Give the data below again exactly as it stands. Omit the pictures.

▬▬▬

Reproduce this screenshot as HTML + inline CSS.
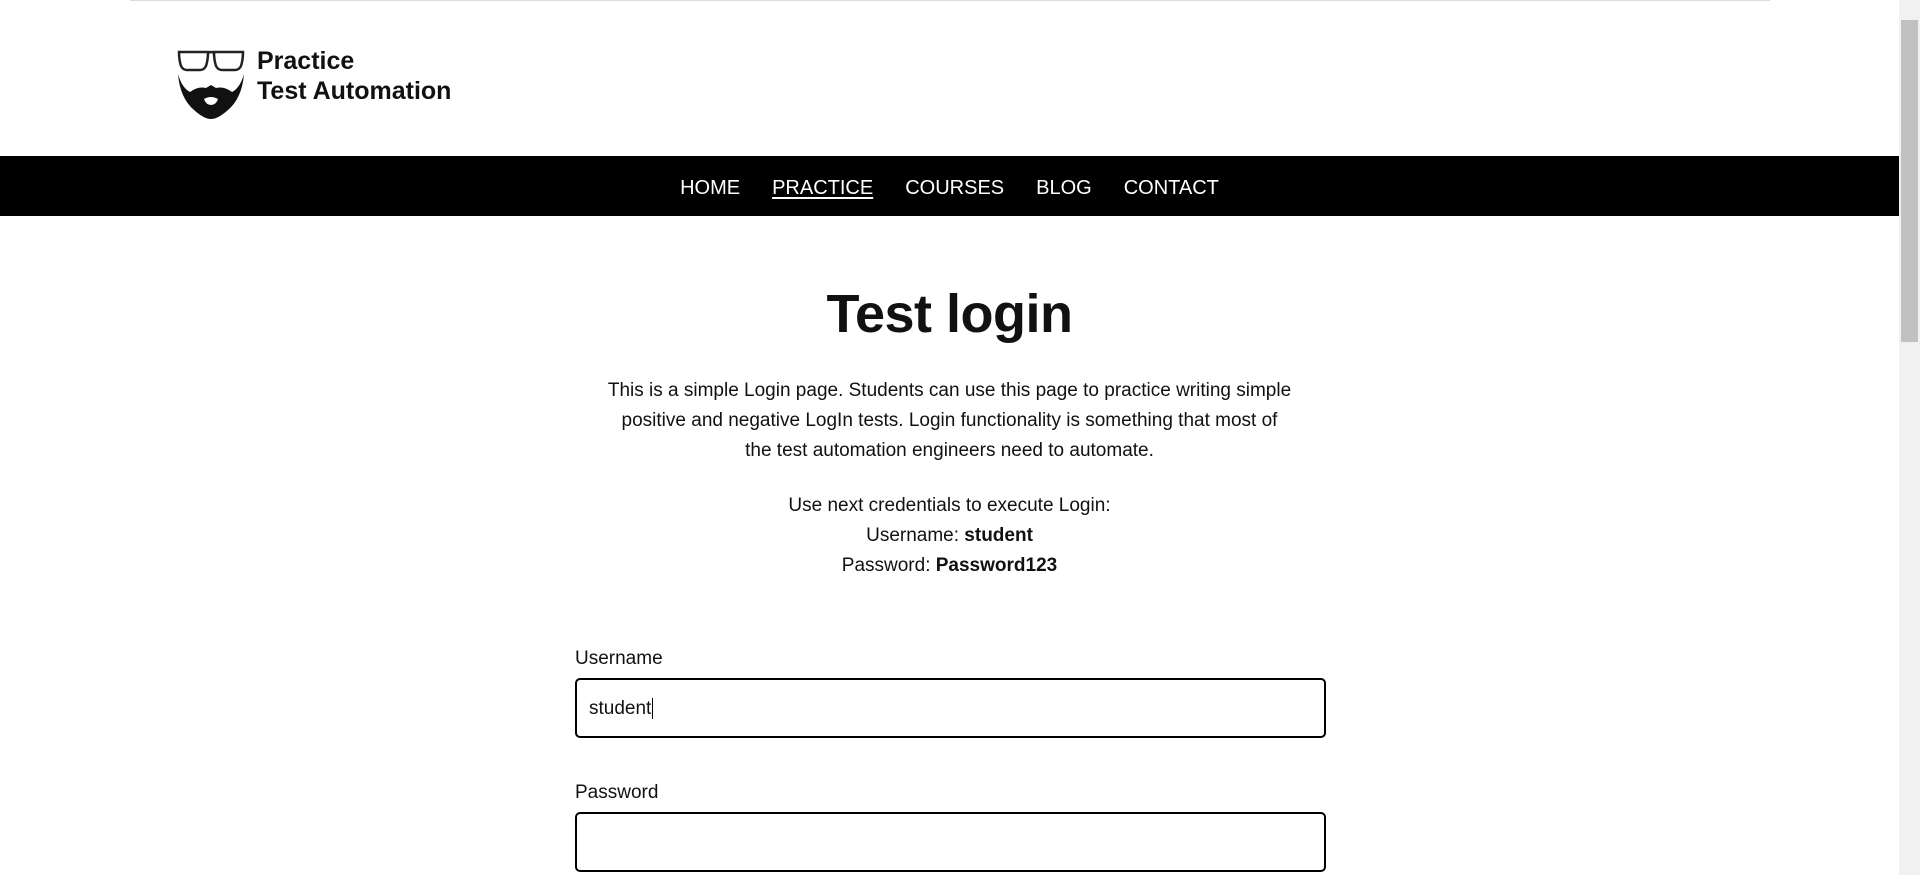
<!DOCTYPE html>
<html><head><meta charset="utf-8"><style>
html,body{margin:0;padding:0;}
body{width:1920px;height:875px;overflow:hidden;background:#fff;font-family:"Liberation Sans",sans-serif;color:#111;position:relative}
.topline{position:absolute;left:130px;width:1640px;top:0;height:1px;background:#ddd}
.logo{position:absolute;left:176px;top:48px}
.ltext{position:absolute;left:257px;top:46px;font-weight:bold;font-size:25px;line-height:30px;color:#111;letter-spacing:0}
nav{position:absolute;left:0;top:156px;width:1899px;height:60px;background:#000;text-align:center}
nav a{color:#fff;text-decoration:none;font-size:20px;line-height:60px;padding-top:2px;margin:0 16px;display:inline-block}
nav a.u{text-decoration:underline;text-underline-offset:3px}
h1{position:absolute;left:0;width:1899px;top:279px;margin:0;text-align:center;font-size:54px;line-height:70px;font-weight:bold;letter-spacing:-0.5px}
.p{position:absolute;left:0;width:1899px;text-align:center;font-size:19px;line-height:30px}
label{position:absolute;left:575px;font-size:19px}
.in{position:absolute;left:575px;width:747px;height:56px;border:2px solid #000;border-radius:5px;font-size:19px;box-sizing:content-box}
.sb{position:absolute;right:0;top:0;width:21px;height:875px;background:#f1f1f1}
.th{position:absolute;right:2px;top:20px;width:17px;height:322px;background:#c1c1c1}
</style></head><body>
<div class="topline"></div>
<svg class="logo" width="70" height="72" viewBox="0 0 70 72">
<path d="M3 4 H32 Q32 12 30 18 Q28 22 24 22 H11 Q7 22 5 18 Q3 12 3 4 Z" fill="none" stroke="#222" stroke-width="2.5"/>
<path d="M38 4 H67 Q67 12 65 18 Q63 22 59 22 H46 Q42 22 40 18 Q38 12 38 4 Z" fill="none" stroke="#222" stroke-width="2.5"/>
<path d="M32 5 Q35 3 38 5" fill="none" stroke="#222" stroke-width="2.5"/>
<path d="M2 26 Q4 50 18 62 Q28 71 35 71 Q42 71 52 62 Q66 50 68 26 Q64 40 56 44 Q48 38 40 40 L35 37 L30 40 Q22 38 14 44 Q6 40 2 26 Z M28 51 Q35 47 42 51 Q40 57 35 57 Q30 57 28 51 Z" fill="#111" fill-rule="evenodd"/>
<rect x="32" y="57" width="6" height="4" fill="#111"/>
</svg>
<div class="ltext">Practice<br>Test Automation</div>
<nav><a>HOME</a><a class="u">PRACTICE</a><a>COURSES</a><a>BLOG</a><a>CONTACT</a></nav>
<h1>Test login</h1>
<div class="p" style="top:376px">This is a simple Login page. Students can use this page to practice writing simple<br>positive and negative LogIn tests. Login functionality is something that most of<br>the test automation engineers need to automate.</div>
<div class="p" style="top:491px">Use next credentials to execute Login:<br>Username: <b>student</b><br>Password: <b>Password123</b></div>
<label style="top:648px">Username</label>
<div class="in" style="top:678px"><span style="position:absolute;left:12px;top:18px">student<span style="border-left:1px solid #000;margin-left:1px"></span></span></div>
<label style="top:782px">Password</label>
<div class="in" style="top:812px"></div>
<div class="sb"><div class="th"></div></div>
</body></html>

▬▬▬

ANSWER TO THIS PROBLEM
Reproduce this screenshot as HTML + inline CSS.
<!DOCTYPE html>
<html><head><meta charset="utf-8"><style>
html,body{margin:0;padding:0;}
body{width:1920px;height:875px;overflow:hidden;background:#fff;font-family:"Liberation Sans",sans-serif;color:#111;position:relative}
.topline{position:absolute;left:130px;width:1640px;top:0;height:1px;background:#ddd}
.logo{position:absolute;left:176px;top:48px}
.ltext{position:absolute;left:257px;top:46px;font-weight:bold;font-size:25px;line-height:30px;color:#111;letter-spacing:0}
nav{position:absolute;left:0;top:156px;width:1899px;height:60px;background:#000;text-align:center}
nav a{color:#fff;text-decoration:none;font-size:20px;line-height:60px;padding-top:2px;margin:0 16px;display:inline-block}
nav a.u{text-decoration:underline;text-underline-offset:3px}
h1{position:absolute;left:0;width:1899px;top:279px;margin:0;text-align:center;font-size:54px;line-height:70px;font-weight:bold;letter-spacing:-0.5px}
.p{position:absolute;left:0;width:1899px;text-align:center;font-size:19px;line-height:30px}
label{position:absolute;left:575px;font-size:19px}
.in{position:absolute;left:575px;width:747px;height:56px;border:2px solid #000;border-radius:5px;font-size:19px;box-sizing:content-box}
.sb{position:absolute;right:0;top:0;width:21px;height:875px;background:#f1f1f1}
.th{position:absolute;right:2px;top:20px;width:17px;height:322px;background:#c1c1c1}
</style></head><body>
<div class="topline"></div>
<svg class="logo" width="70" height="72" viewBox="0 0 70 72">
<path d="M3 4 H32 Q32 12 30 18 Q28 22 24 22 H11 Q7 22 5 18 Q3 12 3 4 Z" fill="none" stroke="#222" stroke-width="2.5"/>
<path d="M38 4 H67 Q67 12 65 18 Q63 22 59 22 H46 Q42 22 40 18 Q38 12 38 4 Z" fill="none" stroke="#222" stroke-width="2.5"/>
<path d="M32 5 Q35 3 38 5" fill="none" stroke="#222" stroke-width="2.5"/>
<path d="M2 26 Q4 50 18 62 Q28 71 35 71 Q42 71 52 62 Q66 50 68 26 Q64 40 56 44 Q48 38 40 40 L35 37 L30 40 Q22 38 14 44 Q6 40 2 26 Z M28 51 Q35 47 42 51 Q40 57 35 57 Q30 57 28 51 Z" fill="#111" fill-rule="evenodd"/>
<rect x="32" y="57" width="6" height="4" fill="#111"/>
</svg>
<div class="ltext">Practice<br>Test Automation</div>
<nav><a>HOME</a><a class="u">PRACTICE</a><a>COURSES</a><a>BLOG</a><a>CONTACT</a></nav>
<h1>Test login</h1>
<div class="p" style="top:376px">This is a simple Login page. Students can use this page to practice writing simple<br>positive and negative LogIn tests. Login functionality is something that most of<br>the test automation engineers need to automate.</div>
<div class="p" style="top:491px">Use next credentials to execute Login:<br>Username: <b>student</b><br>Password: <b>Password123</b></div>
<label style="top:648px">Username</label>
<div class="in" style="top:678px"><span style="position:absolute;left:12px;top:18px">student<span style="border-left:1px solid #000;margin-left:1px"></span></span></div>
<label style="top:782px">Password</label>
<div class="in" style="top:812px"></div>
<div class="sb"><div class="th"></div></div>
</body></html>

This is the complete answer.